I spent the rest of the week trying to do two things -- continue working on the programming project and trying to prove what I found last week.

The programming project kept progressing slowly. I was finally able to make predictions for the unknown set based on functionalities from the known set. However, my program still requires a method to check predictions with actual values. It also needs to be able to make the predictions based on the confidences of all surrounding nodes (not just one adjacent one).

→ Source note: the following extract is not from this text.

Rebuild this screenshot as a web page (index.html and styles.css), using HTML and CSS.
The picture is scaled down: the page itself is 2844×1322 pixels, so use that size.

With regards to the math project, I started off by reading about triangular numbers. I recalled that the nth triangular number is (n+1)C(2); hence, the (n-1)th triangular number is (n)C(2). Since, a complete graph of n nodes has (n)C(2) edges, I thought that  I could use these facts as a starting point of my proof. I also thought that the terms of the equation k = 1 + 1/3 + 1/6 + ... + 1/r depended on the number of nodes in the network. Lenore advised that perhaps the relation depended on the length of the random walks. Therefore, I began to look at random walks. I started by looking at a complete graph of three nodes and seeing the k values of the arranged DSD matrices for various lengths of random walks before convergence. The values of k until convergence were: 1, 1.5, 1.25, 1.375, 1.3125, 1.3438, 1.3281, 1.3359, 1.3320, 1.3340, 1.3330, 1.3335, 1.3333, 1.3334, 1.3333. Of course these values weren't telling me anything, so I decided to see if adding their reciprocals led me anywhere. The sum ended up being around 9.202 which gave me no further insight. Later that week, Lenore and I sat together and talked about the DSD model. She reiterated the idea behind the DSD algorithm. Together, we calculated the expected output of DSD on a complete graph of five nodes with random walk of length 1. We then discussed how we would calculate it with random walk of length 2.  I had a vague sense of what she described, but decided to solidify my understanding by doing some further calculations, by hand, of higher order random walks. I compared my results with the computer program to make sure I was doing them correctly. I found that a random walk of length 0 had k value of 2, length 1 had value of 1.5, 2 had value of 1.625, 3 had value of 1.5938. I found a new pattern: a random walk of length 0 had k value of 2, length 1 had k value 2 - 1/2, length 2 had k value 2 - 1/2 + 1/8, length 3 had k value 2 - 1/2 + 1/8 - 1/32, and so on and so forth. Basically, the k values were determined, for a complete graph of 5 nodes, based on a geometric series with initial term 2 and common ration (-1/4). That means that for a random walk of length x, k = (2((-1/4)^x - 1))/(-5/4).